Mulai dari Panyancangan, kondisi batu pijakan mulai tidak teratur dan diselingi mata air yang melewati jalan setapak sehingga harus ekstra hati-hati. Perjalanan membutuhkan waktu sekitar 4 jam dengan kecepatan sedang hingga mencapai Mata Air Cipanas. Kondisi cukup menantang karena kita harus melewati aliran air panas yang keluar langsung dari perut gunung dan langsung terjun ke lembah di samping kanan kita. Tapi jangan khawatir karena tali dan kabel sudah terjulur dan terikat kencang di sepanjang jalur air sebagai pengaman.

Hanya 15 menit kemudian, kami sampai di checkpoint pertama, Kandang Batu. Lokasi ini berupa tanah yang cukup lapang dengan perlindungan kanopi pohon. Cukup banyak pendaki yang beristirahat di sini, namun kami memutuskan untuk langsung menuju Kandang Badak yang memiliki sumber air yang cukup deras. Kandang Badak berjarak sekitar 2,3 km atau 2 jam perjalanan dari Kandang Batu.

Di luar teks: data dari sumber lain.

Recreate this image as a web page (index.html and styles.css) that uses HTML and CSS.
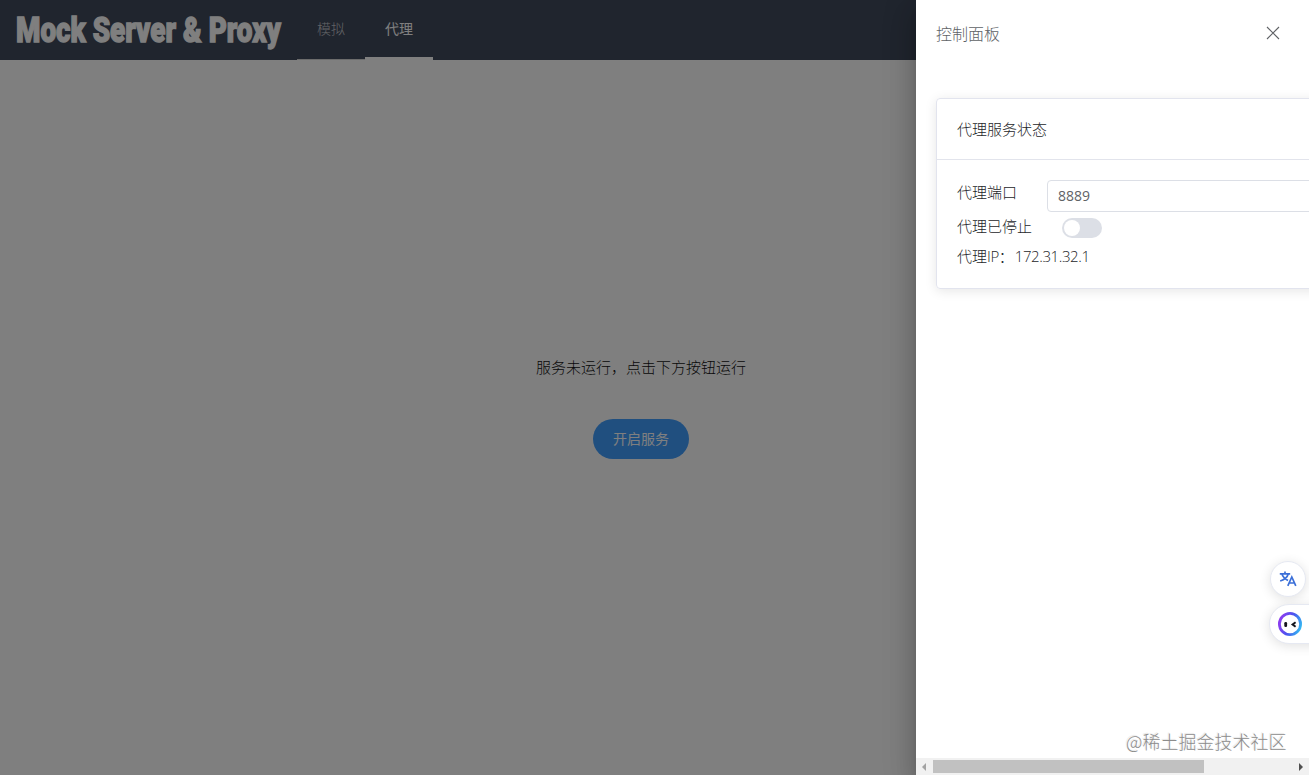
FILE: index.html
```html
<!DOCTYPE html>
<html lang="zh-CN">
<head>
<meta charset="utf-8">
<title>Mock Server &amp; Proxy</title>
<link rel="stylesheet" href="styles.css">
</head>
<body>
<div class="app">
  <header class="header">
    <svg class="logo" width="297" height="60" viewBox="0 0 297 60">
      <text transform="translate(16 41.500) scale(.72 1)" textLength="368" lengthAdjust="spacingAndGlyphs">Mock Server &amp; Proxy</text>
    </svg>
    <nav class="nav">
      <a class="nav-item">模拟</a>
      <a class="nav-item active">代理</a>
    </nav>
  </header>
  <main class="main">
    <p class="hint">服务未运行，点击下方按钮运行</p>
    <button class="start">开启服务</button>
  </main>
</div>
<div class="overlay">
  <aside class="drawer">
    <div class="drawer-head">
      <span class="drawer-title">控制面板</span>
      <svg class="close" width="14" height="14" viewBox="0 0 14 14"><path d="M1 1 13 13M13 1 1 13"/></svg>
    </div>
    <div class="drawer-body">
      <section class="card">
        <div class="card-head">代理服务状态</div>
        <div class="card-body">
          <div class="row port"><span class="label">代理端口</span><input class="input" value="8889"></div>
          <div class="row state"><span>代理已停止</span><span class="switch"></span></div>
          <div class="row ip"><span>代理<span class="latin">IP</span>：</span><span class="latin address">172.31.32.1</span></div>
        </div>
      </section>
    </div>
    <div class="scrollbar">
      <svg width="17" height="17" viewBox="0 0 17 17"><path fill="#a3a3a3" d="M10 5v8L6 9z"/></svg>
      <div class="track"><div class="thumb"></div></div>
      <svg width="17" height="17" viewBox="0 0 17 17"><path fill="#505050" d="M7 5v8l4-4z"/></svg>
    </div>
  </aside>
</div>
<div class="float translate">
  <svg width="18" height="18" viewBox="0 0 18 18" fill="none" stroke="#3b6fd8" stroke-width="1.7">
    <path d="M.8 3.800h10.400M6 1.400v2.400M3 4c.8 3 3.200 5 6 6.600M9.200 4C8.400 7.200 5.400 9.600 1.200 11M8.800 15.800 12.800 7 16.800 15.800M10.200 13h5.200"/>
  </svg>
</div>
<div class="float bot">
  <svg width="26" height="26" viewBox="0 0 26 26">
    <defs><linearGradient id="ring" x1="0" y1=".4" x2="1" y2=".75"><stop offset="0" stop-color="#8a3df0"/><stop offset=".5" stop-color="#4a55ee"/><stop offset="1" stop-color="#35b8f2"/></linearGradient></defs>
    <circle cx="13" cy="13" r="10.600" fill="#fff" stroke="url(#ring)" stroke-width="2.800"/>
    <rect x="7.300" y="11" width="2.800" height="5" rx="1.200" fill="#15151d"/>
    <path d="m18.600 11.300-3 2.200 3 2.200" fill="none" stroke="#15151d" stroke-width="2"/>
  </svg>
</div>
<div class="watermark">@稀土掘金技术社区</div>
</body>
</html>
```
FILE: styles.css
```css
* { box-sizing: border-box; }
body {
  margin: 0;
  height: 775px;
  overflow: hidden;
  position: relative;
  background: #fff;
  color: #252629;
  font: 300 15px "Noto Sans CJK SC", sans-serif;
}
.app { height: 775px; display: flex; flex-direction: column; }
.header { height: 60px; flex: none; display: flex; background: #414a5c; }
.logo {
  flex: none;
  fill: #fff;
  stroke: #fff;
  stroke-width: 1.3;
  font: 900 34.5px Roboto, sans-serif;
}
.nav { display: flex; }
.nav-item {
  width: 68px;
  height: 60px;
  border-bottom: 1px solid #d8d8d8;
  text-align: center;
  font-size: 14px;
  line-height: 56px;
  color: #c4c7cd;
}
.nav-item.active { color: #fff; border-bottom: 3px solid #fff; font-weight: 400; }
.main {
  flex: 1;
  width: 1282px;
  padding-top: 296px;
  display: flex;
  flex-direction: column;
  align-items: center;
}
.hint { margin: 0 0 41px; line-height: 22px; color: #111; }
.start {
  width: 96px;
  height: 40px;
  padding: 0 0 2px;
  border: 0;
  border-radius: 20px;
  background: #409eff;
  color: #fff;
  font: 400 14px "Noto Sans CJK SC", sans-serif;
}
.overlay {
  position: absolute;
  inset: 0;
  display: flex;
  justify-content: flex-end;
  background: rgba(0, 0, 0, .5);
}
.drawer {
  width: 393px;
  height: 775px;
  display: flex;
  flex-direction: column;
  background: #fff;
  box-shadow: 0 8px 10px -5px rgba(0,0,0,.2), 0 16px 24px 2px rgba(0,0,0,.14), 0 6px 30px 5px rgba(0,0,0,.12);
}
.drawer-head {
  height: 66px;
  padding: 0 29px 0 20px;
  display: flex;
  align-items: center;
  justify-content: space-between;
  color: #5e6266;
  font-size: 16px;
}
.close { fill: none; stroke: #606266; stroke-width: 1.1; }
.drawer-body { flex: 1; padding: 32px 0 0 20px; overflow: hidden; }
.card {
  width: 500px;
  height: 191px;
  border: 1px solid #e2e4ee;
  border-radius: 4px;
  box-shadow: 0 2px 12px rgba(0, 0, 0, .1);
}
.card-head { height: 61px; padding: 0 20px; line-height: 59px; border-bottom: 1px solid #e2e4ec; }
.card-body { padding: 20px; }
.row { display: flex; }
.port { height: 32px; line-height: 24px; }
.label { width: 90px; }
.input {
  flex: 1;
  height: 32px;
  padding: 0 10px 2px;
  border: 1px solid #dcdfe6;
  border-radius: 4px;
  background: #fff;
  color: #606266;
  font: 400 14px "Open Sans", sans-serif;
}
.state { height: 34px; gap: 30px; line-height: 27px; }
.switch {
  width: 40px;
  height: 20px;
  margin-top: 6px;
  padding: 2px;
  border-radius: 10px;
  background: #dcdfe6;
}
.switch::before { content: ""; display: block; width: 16px; height: 16px; border-radius: 50%; background: #fff; }
.ip { line-height: 20px; }
.latin { font-family: "Open Sans", sans-serif; letter-spacing: -.4px; }
.address { margin-left: 1px; }
.scrollbar { height: 17px; flex: none; display: flex; background: #f1f1f1; }
.track { flex: 1; padding: 2px 0; }
.thumb { width: 271px; height: 13px; background: #c1c1c1; }
.float {
  position: absolute;
  display: flex;
  align-items: center;
  background: #fff;
  border: 1px solid #e6e9f2;
  box-shadow: 0 2px 12px rgba(0, 0, 0, .12);
}
.translate { left: 1270px; top: 561px; width: 36px; height: 36px; border-radius: 50%; justify-content: center; }
.bot { left: 1269px; top: 604px; width: 50px; height: 40px; padding-left: 7px; border-radius: 20px 0 0 20px; }
.watermark {
  position: absolute;
  left: 1126px;
  top: 728px;
  font-size: 18px;
  line-height: 26px;
  white-space: nowrap;
  color: #8c8c8c;
  text-shadow: -1px -1px 1px #e4e4e4;
}
```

Di Kandang Badak, kami beristirahat cukup lama, 1,5 jam, sambil makan siang dan sholat Dhuhur. Perjalanan lintas alam semacam ini mengingatkan posisi kita di alam yang luas ini. Mendaki gunung merupakan salah satu bentuk rekreasi alam sekaligus olahraga yang cukup ekstrim. Kegiatan yang dulunya didominasi kaum adam kini sudah tidak lagi mengenal gender bahkan umur. Saya lihat, ada seorang bapak yang membawa anaknya demi memperkenalkan sejak dini perjalanan lintas alam tersebut. Mendaki gunung bukan soal kebanggaan sampai ke puncak. Atau pamer kekuatan fisik. Bukan pula ajang adu prestise perlengkapan mendaki, macam tas, sepatu, dan tenda import, yang mahal itu.

Mendaki gunung hanya salah satu bentuk pendekatan diri seorang manusia terhadap alam, lingkungan tempatnya hidup. Proses mendaki menuju puncak itulah yang mendewasakan kita. Mendaki gunung menyadarkan kita bahwa sedemikian kecil kita dibandingkan kemegahan gunung, lebih kecil lagi apabila dibandingkan seluruh alam raya, dan bahkan lebih kecil lagi bila mengingat penciptanya. Ya, segala sesuatu hanyalah milik-Nya dan kepada-Nya lah segala sesuatu akan kembali. Bersyukurlah kita yang membawa niat itu sampai ke puncak hingga turun lagi dengan selamat.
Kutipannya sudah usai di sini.